Python code is overwriting my schema settings!
mbillingham
Dataiku DSS Core Designer, Dataiku DSS Adv Designer, Registered Posts: 7 ✭
Hello-
I have some python code that is reading in a dataset and then writing out an updated version of that dataset. It is inferring several columns as integers when I want them to be text. Every time I run it overwrites my schema settings. Any recommendations?
thanks!
Mindy
Operating system used: unix
Tagged:
Answers
-
Hi @mbillingham
,The reason that the type is being changed is because pandas dataframes automatically infer the type of each column based on the values.
There are a few ways to prevent a Python recipe from changing the types depending on your code:
- Prevent pandas from inferring the types of the input dataset. This will cause it to copy the types from your input dataset:
input_dataset = dataiku.Dataset("input_dataset") input_df = input_dataset.get_dataframe(infer_with_pandas=False)

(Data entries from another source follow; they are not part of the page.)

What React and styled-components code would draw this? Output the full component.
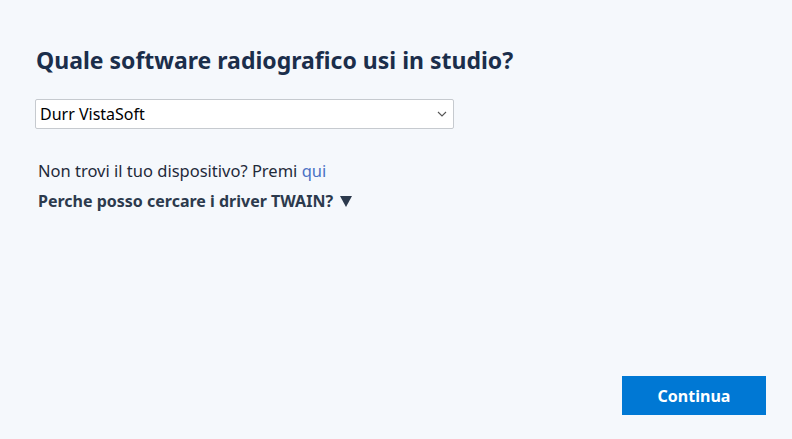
import styled, { createGlobalStyle } from "styled-components"

const GlobalStyle = createGlobalStyle`
    html, body {
        margin: 0;
        padding: 0;
        background-color: #f5f8fc;
    }
    body {
        font-family: "Noto Sans", "Open Sans", sans-serif;
    }
`

function Chevron() {
    return (
        <svg width="10" height="6" viewBox="0 0 10 6">
            <path d="M1 1 L5 5 L9 1" fill="none" stroke="#555" strokeWidth="1.1" />
        </svg>
    )
}

function Triangle() {
    return (
        <svg width="12" height="11" viewBox="0 0 12 11">
            <path d="M0 0 H12 L6 11 Z" fill="#2c3a4d" />
        </svg>
    )
}

export default function App() {
    return (
        <>
            <GlobalStyle />
            <Page>
                <Content>
                    <Title>Quale software radiografico usi in studio?</Title>
                    <Select>
                        <span>Durr VistaSoft</span>
                        <Chevron />
                    </Select>
                    <Hint>
                        Non trovi il tuo dispositivo? Premi <Link>qui</Link>
                    </Hint>
                    <Toggle>
                        Perche posso cercare i driver TWAIN?
                        <Triangle />
                    </Toggle>
                </Content>
                <Footer>
                    <Button>Continua</Button>
                </Footer>
            </Page>
        </>
    )
}

const Page = styled.div`
    width: 792px;
    height: 439px;
    box-sizing: border-box;
    padding: 45px 26px 24px 35px;

    display: flex;
    flex-direction: column;
    justify-content: space-between;
`

const Content = styled.div`
    display: flex;
    flex-direction: column;
    align-items: flex-start;
`

const Title = styled.h1`
    margin: 0 0 0 1px;
    font-size: 23px;
    font-weight: 700;
    line-height: 31px;
    color: #1b2e4b;
`

const Select = styled.div`
    width: 419px;
    height: 30px;
    margin-top: 23px;
    box-sizing: border-box;
    padding: 0 6px 0 4px;
    background-color: #ffffff;
    border: 1px solid #c6cacf;
    border-radius: 2px;

    display: flex;
    justify-content: space-between;
    align-items: center;

    font-size: 16px;
    color: #000000;
`

const Hint = styled.p`
    margin: 30px 0 0 3px;
    font-size: 16.5px;
    line-height: 24px;
    color: #1f2a3a;
`

const Link = styled.span`
    color: #4a72c4;
    cursor: pointer;
`

const Toggle = styled.p`
    margin: 6px 0 0 3px;
    font-size: 16px;
    font-weight: 700;
    line-height: 24px;
    color: #2c3a4d;
    cursor: pointer;

    display: flex;
    align-items: center;
    gap: 7px;
`

const Footer = styled.div`
    display: flex;
    justify-content: flex-end;
`

const Button = styled.button`
    width: 144px;
    height: 39px;
    background-color: #0078d4;
    border: none;
    color: #ffffff;
    font-family: inherit;
    font-size: 16px;
    font-weight: 700;
    cursor: pointer;
`
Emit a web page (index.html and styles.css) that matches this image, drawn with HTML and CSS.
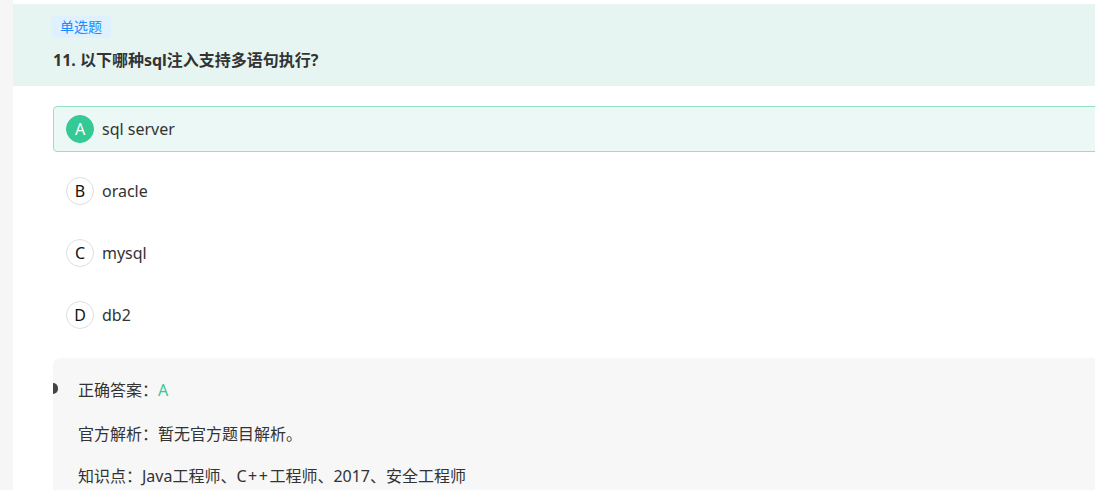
FILE: index.html
```html
<!DOCTYPE html>
<html lang="zh-CN">
<head>
<meta charset="utf-8">
<link rel="stylesheet" href="styles.css">
</head>
<body>
<div class="page">
  <div class="side"></div>
  <div class="main">
    <div class="head">
      <span class="tag">单选题</span>
      <h2 class="title">11. 以下哪种sql注入支持多语句执行?</h2>
    </div>
    <ul class="options">
      <li class="option selected"><span class="letter">A</span><span class="otext">sql server</span></li>
      <li class="option"><span class="letter">B</span><span class="otext">oracle</span></li>
      <li class="option"><span class="letter">C</span><span class="otext">mysql</span></li>
      <li class="option"><span class="letter">D</span><span class="otext">db2</span></li>
    </ul>
    <div class="answer">
      <span class="marker"></span>
      <p class="row r1">正确答案：<span class="right">A</span></p>
      <p class="row r2">官方解析：暂无官方题目解析。</p>
      <p class="row r3">知识点：Java工程师、<span class="cpp">C++</span>工程师、2017、安全工程师</p>
    </div>
  </div>
</div>
</body>
</html>
```
FILE: styles.css
```css
html, body {
  margin: 0;
  padding: 0;
  background: #fff;
  overflow: hidden;
}
body {
  font-family: "Noto Sans", "Noto Sans CJK SC", sans-serif;
  color: #333;
}
.page {
  display: flex;
  width: 1260px;
  height: 490px;
}
.side {
  width: 13px;
  flex: none;
  background: #f6f6f6;
}
.main {
  flex: 1;
  padding-top: 4px;
}
.head {
  background: #e6f5f1;
  height: 82px;
  box-sizing: border-box;
  padding: 11px 0 0 40px;
}
.tag {
  display: inline-block;
  background: #dff0ff;
  color: #1a8cff;
  font-size: 14px;
  line-height: 22px;
  height: 22px;
  padding: 0 9px;
  border-radius: 4px;
  margin-left: -2px;
}
.title {
  margin: 10px 0 0;
  font-size: 16px;
  font-weight: 700;
  line-height: 24px;
  color: #333;
}
.options {
  list-style: none;
  margin: 20px 0 0 40px;
  padding: 0;
}
.option {
  display: flex;
  align-items: center;
  height: 46px;
  box-sizing: border-box;
  padding-left: 12px;
  margin-bottom: 16px;
  border: 1px solid transparent;
  border-radius: 4px;
  font-size: 16px;
}
.option.selected {
  background: #ebf8f5;
  border-color: #94e2c6;
}
.letter {
  width: 28px;
  height: 28px;
  box-sizing: border-box;
  border: 1px solid #dedede;
  border-radius: 50%;
  display: flex;
  align-items: center;
  justify-content: center;
  font-size: 16px;
  color: #111;
  background: #fff;
  margin-right: 8px;
}
.selected .letter {
  background: #35c996;
  border-color: #35c996;
  color: #fff;
}
.otext {
  color: #333;
}
.answer {
  position: relative;
  margin: 20px 0 0 40px;
  background: #f7f7f7;
  border-radius: 8px 0 0 0;
  padding: 20px 0 0 25px;
  height: 200px;
}
.marker {
  position: absolute;
  left: 0;
  top: 25px;
  width: 5px;
  height: 11px;
  background: #444;
  border-radius: 0 6px 6px 0;
}
.row {
  margin: 0;
  font-size: 16px;
  line-height: 24px;
  color: #333;
}
.r2 { margin-top: 20px; }
.r3 { margin-top: 18px; }
.cpp { letter-spacing: 1.5px; }
.right {
  color: #35c996;
}
```
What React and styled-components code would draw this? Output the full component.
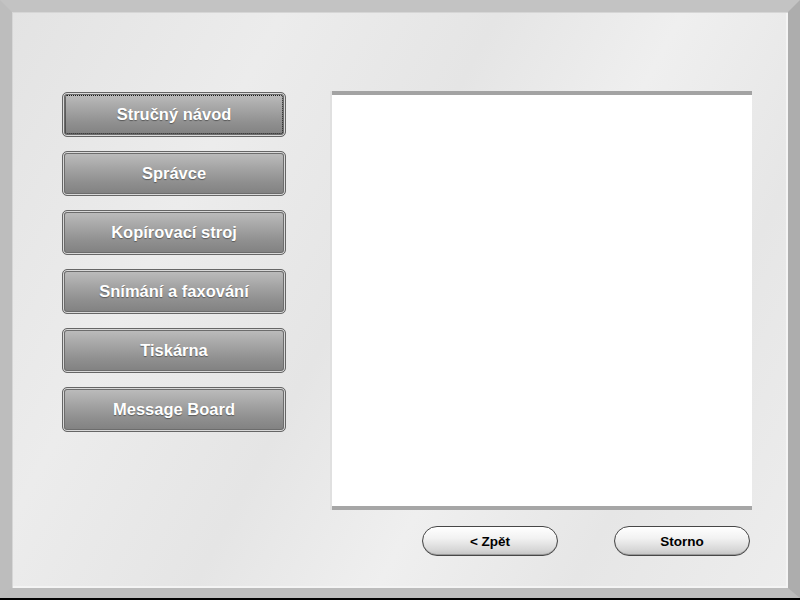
import styled, { createGlobalStyle } from 'styled-components';

const menuItems = [
  'Stručný návod',
  'Správce',
  'Kopírovací stroj',
  'Snímání a faxování',
  'Tiskárna',
  'Message Board',
];

function App() {
  return (
    <>
      <GlobalStyle />
      <Frame>
        <Panel>
          <MainRow>
            <Menu>
              {menuItems.map((item, i) => (
                <MenuButton key={item} $focused={i === 0}>
                  {item}
                </MenuButton>
              ))}
            </Menu>
            <ContentBox />
          </MainRow>
          <Footer>
            <PillButton>&lt; Zpět</PillButton>
            <PillButton>Storno</PillButton>
          </Footer>
        </Panel>
      </Frame>
    </>
  );
}

const GlobalStyle = createGlobalStyle`
  html, body {
    margin: 0;
    padding: 0;
    background: #000;
  }
  * {
    box-sizing: border-box;
  }
`;

const Frame = styled.div`
  width: 800px;
  height: 598px;
  border-style: solid;
  border-width: 12px 12px 10px 12px;
  border-color: #c3c3c3 #adadad #bcbcbc #bdbdbd;
  font-family: 'Liberation Sans', Arial, sans-serif;
`;

const Panel = styled.div`
  width: 100%;
  height: 100%;
  padding: 79px 36px 0 50px;
  background: linear-gradient(
    118deg,
    #e3e3e3 0%,
    #ececec 25%,
    #e5e5e5 45%,
    #efefef 62%,
    #e6e6e6 80%,
    #ededed 100%
  );
  box-shadow: inset 1px 1px 0 #d6d6d6, inset -2px -2px 0 #f4f4f4;
`;

const MainRow = styled.div`
  display: flex;
  justify-content: space-between;
`;

const Menu = styled.div`
  display: flex;
  flex-direction: column;
  gap: 14px;
  width: 224px;
  margin-top: 1px;
`;

const MenuButton = styled.div`
  height: 45px;
  display: flex;
  align-items: center;
  justify-content: center;
  border: 1px solid #666;
  border-radius: 5px;
  background: linear-gradient(#bebebe 0%, #a6a6a6 35%, #8f8f8f 70%, #808080 100%);
  box-shadow: inset 0 0 0 1px #d9d9d9, inset 0 0 0 2px #6c6c6c;
  color: #fff;
  font-size: 16.5px;
  font-weight: 700;
  text-shadow: 0 1px 1px rgba(0, 0, 0, 0.4);
  outline: ${(props) => (props.$focused ? '1px dotted #1a1a1a' : 'none')};
  outline-offset: -4px;
`;

const ContentBox = styled.div`
  width: 420px;
  height: 419px;
  background: #fff;
  border-top: 4px solid #a3a3a3;
  border-bottom: 4px solid #a6a6a6;
  box-shadow: -2px 0 0 #e0e0e0;
`;

const Footer = styled.div`
  display: flex;
  justify-content: flex-end;
  gap: 56px;
  margin-top: 16px;
  padding-right: 2px;
`;

const PillButton = styled.div`
  width: 136px;
  height: 30px;
  display: flex;
  align-items: center;
  justify-content: center;
  border: 1px solid #474747;
  border-radius: 15px;
  background: linear-gradient(#ffffff 0%, #f2f2f2 40%, #d8d8d8 80%, #c4c4c4 100%);
  box-shadow: inset 0 -1px 0 #9a9a9a;
  color: #000;
  font-size: 13.5px;
  font-weight: 700;
`;

export default App;
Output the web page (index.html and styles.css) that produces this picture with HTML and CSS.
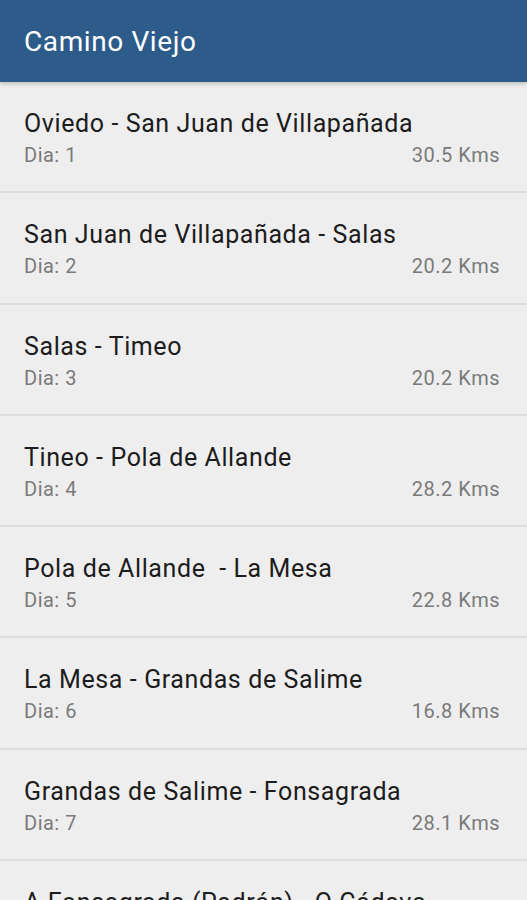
FILE: index.html
```html
<!DOCTYPE html>
<html lang="es">
<head>
    <meta charset="UTF-8">
    <meta name="viewport" content="width=device-width, initial-scale=1.0">
    <title>Camino Viejo</title>
    <link rel="stylesheet" href="styles.css">
</head>
<body>
    <header class="app-bar">
        <h1>Camino Viejo</h1>
    </header>

    <ul class="stages">
        <li class="stage">
            <div class="stage-title">Oviedo - San Juan de Villapañada</div>
            <div class="stage-info"><span>Dia: 1</span><span>30.5 Kms</span></div>
        </li>
        <li class="stage">
            <div class="stage-title">San Juan de Villapañada - Salas</div>
            <div class="stage-info"><span>Dia: 2</span><span>20.2 Kms</span></div>
        </li>
        <li class="stage">
            <div class="stage-title">Salas - Timeo</div>
            <div class="stage-info"><span>Dia: 3</span><span>20.2 Kms</span></div>
        </li>
        <li class="stage">
            <div class="stage-title">Tineo - Pola de Allande</div>
            <div class="stage-info"><span>Dia: 4</span><span>28.2 Kms</span></div>
        </li>
        <li class="stage">
            <div class="stage-title">Pola de Allande&nbsp; - La Mesa</div>
            <div class="stage-info"><span>Dia: 5</span><span>22.8 Kms</span></div>
        </li>
        <li class="stage">
            <div class="stage-title">La Mesa - Grandas de Salime</div>
            <div class="stage-info"><span>Dia: 6</span><span>16.8 Kms</span></div>
        </li>
        <li class="stage">
            <div class="stage-title">Grandas de Salime - Fonsagrada</div>
            <div class="stage-info"><span>Dia: 7</span><span>28.1 Kms</span></div>
        </li>
        <li class="stage">
            <div class="stage-title">A Fonsagrada (Padrón) - O Cádavo</div>
        </li>
    </ul>
</body>
</html>
```

FILE: styles.css
```css
/* Reset */
* {
    margin: 0;
    padding: 0;
    box-sizing: border-box;
    font-family: Roboto, 'Noto Sans', sans-serif;
}

body {
    background-color: #eeeeee;
    height: 900px;
    overflow: hidden;
}

/* Barra superior */
.app-bar {
    position: relative;
    z-index: 1;
    height: 82px;
    padding: 0 24px;
    display: flex;
    align-items: center;
    background-color: #2d5b8a;
    box-shadow: 0 2px 4px rgba(0, 0, 0, 0.2);
}

.app-bar h1 {
    color: #ffffff;
    font-size: 28px;
    font-weight: 400;
    letter-spacing: 0.6px;
    padding-top: 1px;
}

/* Lista de etapas */
.stages {
    list-style: none;
}

.stage {
    height: 111.3px;
    padding: 26px 27px 0 24px;
    border-bottom: 2px solid #dddddd;
}

.stage:last-child {
    height: auto;
    border-bottom: none;
}

.stage-title {
    color: #1c1c1c;
    font-size: 25px;
    letter-spacing: 0.6px;
    line-height: 32px;
    white-space: nowrap;
}

.stage-info {
    display: flex;
    justify-content: space-between;
    margin-top: 2px;
    color: #7a7a7a;
    font-size: 20px;
    letter-spacing: 0.5px;
    line-height: 26px;
}
```
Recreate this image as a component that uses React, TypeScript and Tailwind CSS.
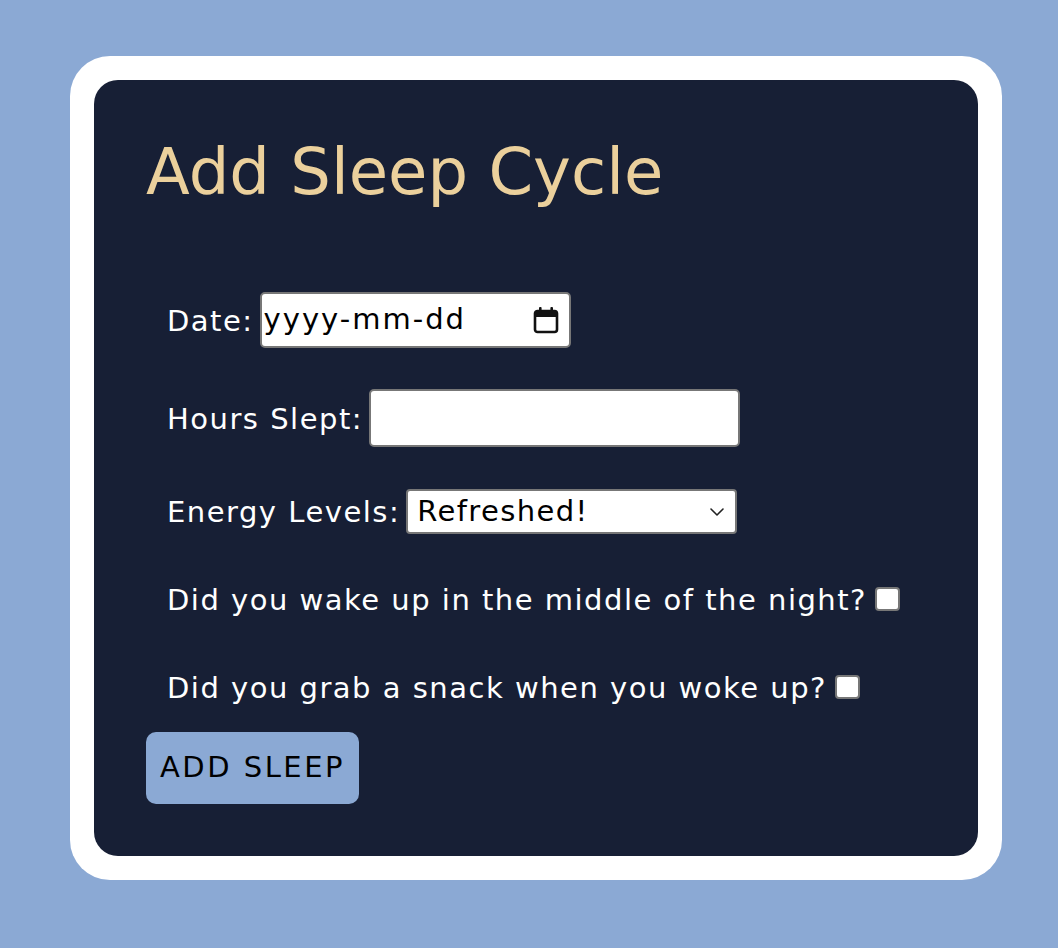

- Write data to the output dataset using write_dataframe() instead of write_with_schema(). This will prevent it from changing the schema, but it will fail if the existing schema isn't compatible:
output_dataset = dataiku.Dataset("output_dataset") output_dataset.write_dataframe(output_df)
- Manually change the type of the columns that you want to change to string:
output_df = output_df.astype({"col1": str, "col2": str})
Thanks,
Zach
- Prevent pandas from inferring the types of the input dataset. This will cause it to copy the types from your input dataset:
-
Using the infer_with_pandas=False flag worked exactly the way I needed it to. Thank you so much!